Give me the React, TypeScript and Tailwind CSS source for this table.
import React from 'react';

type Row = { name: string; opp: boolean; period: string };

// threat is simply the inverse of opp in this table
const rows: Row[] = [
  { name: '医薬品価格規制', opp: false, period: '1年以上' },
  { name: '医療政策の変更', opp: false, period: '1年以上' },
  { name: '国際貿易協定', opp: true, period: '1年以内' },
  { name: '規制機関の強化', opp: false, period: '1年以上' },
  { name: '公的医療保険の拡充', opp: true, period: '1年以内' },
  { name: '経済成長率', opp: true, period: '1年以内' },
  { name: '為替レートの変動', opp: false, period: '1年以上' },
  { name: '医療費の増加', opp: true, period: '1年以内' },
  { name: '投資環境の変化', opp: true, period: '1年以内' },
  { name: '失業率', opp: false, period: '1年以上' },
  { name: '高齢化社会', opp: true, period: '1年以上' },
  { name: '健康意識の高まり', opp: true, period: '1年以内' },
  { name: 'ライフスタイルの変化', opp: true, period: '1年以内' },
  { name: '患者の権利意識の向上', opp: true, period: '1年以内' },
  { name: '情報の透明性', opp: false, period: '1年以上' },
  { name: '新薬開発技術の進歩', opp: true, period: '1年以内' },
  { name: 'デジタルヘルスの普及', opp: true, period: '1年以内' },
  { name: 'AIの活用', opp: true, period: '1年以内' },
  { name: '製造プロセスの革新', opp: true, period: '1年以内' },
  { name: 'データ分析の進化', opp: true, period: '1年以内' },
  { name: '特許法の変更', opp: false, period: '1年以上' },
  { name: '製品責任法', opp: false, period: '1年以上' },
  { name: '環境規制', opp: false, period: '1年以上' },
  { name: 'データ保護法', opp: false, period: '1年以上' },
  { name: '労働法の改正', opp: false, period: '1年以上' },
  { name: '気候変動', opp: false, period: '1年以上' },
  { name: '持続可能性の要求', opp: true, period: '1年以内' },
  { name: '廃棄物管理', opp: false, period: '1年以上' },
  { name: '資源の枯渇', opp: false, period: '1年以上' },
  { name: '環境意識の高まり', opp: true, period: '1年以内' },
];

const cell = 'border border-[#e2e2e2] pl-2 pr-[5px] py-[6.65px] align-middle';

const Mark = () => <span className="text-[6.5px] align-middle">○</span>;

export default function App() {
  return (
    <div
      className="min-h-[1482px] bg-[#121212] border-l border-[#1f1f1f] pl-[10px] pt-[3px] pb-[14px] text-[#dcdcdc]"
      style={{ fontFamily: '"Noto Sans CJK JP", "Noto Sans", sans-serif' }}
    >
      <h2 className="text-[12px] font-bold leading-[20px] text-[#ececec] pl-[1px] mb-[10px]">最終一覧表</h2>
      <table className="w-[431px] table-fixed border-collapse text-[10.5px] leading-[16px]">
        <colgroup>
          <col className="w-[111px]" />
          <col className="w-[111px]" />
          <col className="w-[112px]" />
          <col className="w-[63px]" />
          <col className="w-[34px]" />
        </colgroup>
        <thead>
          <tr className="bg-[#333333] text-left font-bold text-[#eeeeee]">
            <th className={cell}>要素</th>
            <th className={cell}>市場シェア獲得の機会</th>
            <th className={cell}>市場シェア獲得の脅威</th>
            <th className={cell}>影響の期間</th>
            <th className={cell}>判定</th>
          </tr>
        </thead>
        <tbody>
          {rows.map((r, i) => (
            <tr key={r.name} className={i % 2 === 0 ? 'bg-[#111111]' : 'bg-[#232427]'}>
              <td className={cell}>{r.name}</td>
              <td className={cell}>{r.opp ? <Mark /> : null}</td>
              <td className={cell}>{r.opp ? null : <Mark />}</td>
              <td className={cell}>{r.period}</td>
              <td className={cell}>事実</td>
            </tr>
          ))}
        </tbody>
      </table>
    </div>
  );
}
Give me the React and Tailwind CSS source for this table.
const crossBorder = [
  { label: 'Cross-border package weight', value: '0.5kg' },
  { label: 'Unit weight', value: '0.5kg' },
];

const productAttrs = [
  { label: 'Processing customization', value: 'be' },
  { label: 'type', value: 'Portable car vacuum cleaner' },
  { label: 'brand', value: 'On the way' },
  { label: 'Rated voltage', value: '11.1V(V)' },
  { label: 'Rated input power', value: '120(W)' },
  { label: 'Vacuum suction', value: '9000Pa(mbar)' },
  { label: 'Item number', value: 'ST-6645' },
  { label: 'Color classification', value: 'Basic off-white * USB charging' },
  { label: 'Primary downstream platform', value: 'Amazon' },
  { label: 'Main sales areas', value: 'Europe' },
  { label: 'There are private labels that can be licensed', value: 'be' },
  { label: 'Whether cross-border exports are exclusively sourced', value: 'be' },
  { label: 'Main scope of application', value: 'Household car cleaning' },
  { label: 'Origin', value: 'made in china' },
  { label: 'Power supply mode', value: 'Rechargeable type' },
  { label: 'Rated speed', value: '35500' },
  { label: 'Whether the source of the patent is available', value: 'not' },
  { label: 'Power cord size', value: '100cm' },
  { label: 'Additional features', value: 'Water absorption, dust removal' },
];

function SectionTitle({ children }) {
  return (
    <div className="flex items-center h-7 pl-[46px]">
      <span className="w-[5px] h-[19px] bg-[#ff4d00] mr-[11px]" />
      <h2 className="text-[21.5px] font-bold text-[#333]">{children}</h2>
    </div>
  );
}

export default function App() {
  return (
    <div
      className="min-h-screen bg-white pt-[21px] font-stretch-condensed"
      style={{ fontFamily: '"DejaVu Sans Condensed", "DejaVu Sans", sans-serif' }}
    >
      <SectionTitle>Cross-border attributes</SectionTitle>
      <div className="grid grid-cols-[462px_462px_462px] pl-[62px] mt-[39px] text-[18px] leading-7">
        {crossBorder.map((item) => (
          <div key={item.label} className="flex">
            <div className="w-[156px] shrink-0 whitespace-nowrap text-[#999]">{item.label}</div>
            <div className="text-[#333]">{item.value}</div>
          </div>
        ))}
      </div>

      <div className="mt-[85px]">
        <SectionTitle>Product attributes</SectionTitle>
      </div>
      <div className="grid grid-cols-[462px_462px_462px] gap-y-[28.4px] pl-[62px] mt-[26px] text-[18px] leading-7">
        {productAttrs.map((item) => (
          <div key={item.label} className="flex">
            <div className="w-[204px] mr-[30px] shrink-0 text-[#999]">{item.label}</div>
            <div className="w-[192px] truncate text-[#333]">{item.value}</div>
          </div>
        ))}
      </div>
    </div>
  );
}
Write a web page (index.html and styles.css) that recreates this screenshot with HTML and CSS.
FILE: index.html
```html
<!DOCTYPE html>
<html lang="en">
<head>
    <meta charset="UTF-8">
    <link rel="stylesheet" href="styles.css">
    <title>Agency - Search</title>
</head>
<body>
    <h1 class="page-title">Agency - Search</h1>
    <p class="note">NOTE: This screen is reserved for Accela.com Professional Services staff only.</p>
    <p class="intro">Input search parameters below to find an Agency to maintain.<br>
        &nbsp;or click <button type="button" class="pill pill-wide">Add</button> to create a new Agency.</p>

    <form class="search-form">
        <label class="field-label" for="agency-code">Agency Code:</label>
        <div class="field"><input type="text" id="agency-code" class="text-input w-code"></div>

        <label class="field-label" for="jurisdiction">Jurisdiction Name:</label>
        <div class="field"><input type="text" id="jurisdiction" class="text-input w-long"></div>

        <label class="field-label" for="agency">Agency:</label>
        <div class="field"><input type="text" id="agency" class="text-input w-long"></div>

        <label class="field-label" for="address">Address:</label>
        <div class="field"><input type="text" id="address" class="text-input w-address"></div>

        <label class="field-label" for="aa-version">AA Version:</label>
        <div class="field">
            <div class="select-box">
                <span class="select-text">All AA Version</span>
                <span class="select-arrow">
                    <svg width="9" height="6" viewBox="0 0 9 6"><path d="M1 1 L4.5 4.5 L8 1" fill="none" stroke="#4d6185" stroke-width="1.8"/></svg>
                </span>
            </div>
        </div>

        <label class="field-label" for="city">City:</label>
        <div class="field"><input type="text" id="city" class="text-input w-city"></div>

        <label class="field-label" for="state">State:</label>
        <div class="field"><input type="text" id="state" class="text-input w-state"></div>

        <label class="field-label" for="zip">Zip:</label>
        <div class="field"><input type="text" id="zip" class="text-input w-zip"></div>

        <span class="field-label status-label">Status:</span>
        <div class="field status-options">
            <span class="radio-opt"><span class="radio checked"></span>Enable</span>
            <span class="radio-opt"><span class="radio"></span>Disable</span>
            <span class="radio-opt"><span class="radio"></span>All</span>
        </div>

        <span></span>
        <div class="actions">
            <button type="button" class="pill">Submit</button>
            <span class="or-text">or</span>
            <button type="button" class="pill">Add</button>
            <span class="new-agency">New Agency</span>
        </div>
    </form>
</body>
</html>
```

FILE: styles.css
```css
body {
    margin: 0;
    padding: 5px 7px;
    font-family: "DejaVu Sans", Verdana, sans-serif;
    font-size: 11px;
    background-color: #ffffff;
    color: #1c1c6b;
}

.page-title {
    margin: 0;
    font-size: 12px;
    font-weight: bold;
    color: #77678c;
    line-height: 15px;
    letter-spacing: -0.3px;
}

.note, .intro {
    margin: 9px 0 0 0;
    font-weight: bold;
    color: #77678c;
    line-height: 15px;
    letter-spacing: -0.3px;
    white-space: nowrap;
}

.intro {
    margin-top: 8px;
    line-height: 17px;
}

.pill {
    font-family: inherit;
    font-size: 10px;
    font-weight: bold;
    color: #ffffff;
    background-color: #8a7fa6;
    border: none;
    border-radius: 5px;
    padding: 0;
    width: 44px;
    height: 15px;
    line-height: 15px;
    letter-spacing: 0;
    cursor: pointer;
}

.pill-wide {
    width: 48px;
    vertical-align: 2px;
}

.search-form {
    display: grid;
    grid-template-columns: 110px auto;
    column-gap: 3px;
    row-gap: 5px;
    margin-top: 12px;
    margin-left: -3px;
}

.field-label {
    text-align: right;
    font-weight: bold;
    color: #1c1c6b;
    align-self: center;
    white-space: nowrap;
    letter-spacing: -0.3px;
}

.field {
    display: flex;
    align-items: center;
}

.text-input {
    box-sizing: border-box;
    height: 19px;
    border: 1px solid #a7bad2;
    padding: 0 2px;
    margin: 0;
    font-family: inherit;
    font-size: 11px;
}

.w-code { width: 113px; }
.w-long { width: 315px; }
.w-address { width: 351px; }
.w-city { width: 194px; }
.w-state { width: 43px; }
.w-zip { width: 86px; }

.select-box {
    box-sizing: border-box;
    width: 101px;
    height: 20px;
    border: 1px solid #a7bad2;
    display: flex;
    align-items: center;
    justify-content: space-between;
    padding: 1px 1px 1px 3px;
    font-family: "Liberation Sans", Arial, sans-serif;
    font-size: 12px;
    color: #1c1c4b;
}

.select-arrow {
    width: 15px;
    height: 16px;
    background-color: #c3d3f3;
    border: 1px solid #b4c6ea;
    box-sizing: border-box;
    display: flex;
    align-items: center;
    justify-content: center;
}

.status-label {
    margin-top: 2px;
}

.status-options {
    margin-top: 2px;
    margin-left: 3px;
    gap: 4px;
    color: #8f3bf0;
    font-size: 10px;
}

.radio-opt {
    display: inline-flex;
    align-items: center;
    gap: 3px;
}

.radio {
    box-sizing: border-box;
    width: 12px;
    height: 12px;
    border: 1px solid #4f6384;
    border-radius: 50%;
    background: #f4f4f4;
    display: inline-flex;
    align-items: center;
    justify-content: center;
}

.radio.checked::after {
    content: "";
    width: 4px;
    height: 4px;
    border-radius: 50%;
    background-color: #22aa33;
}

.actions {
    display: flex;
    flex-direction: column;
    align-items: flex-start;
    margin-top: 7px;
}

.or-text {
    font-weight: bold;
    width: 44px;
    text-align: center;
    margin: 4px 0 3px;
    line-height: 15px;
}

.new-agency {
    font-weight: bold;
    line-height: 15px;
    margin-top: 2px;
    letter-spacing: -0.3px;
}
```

════════

### WHAT IS NEEDED
Please give an exact restatement of only the lines from the beginning of the material above to the line with "string; opp: boolean;", inclusive.

### SOLUTION
Give me the React, TypeScript and Tailwind CSS source for this table.
import React from 'react';

type Row = { name: string; opp: boolean; period: string };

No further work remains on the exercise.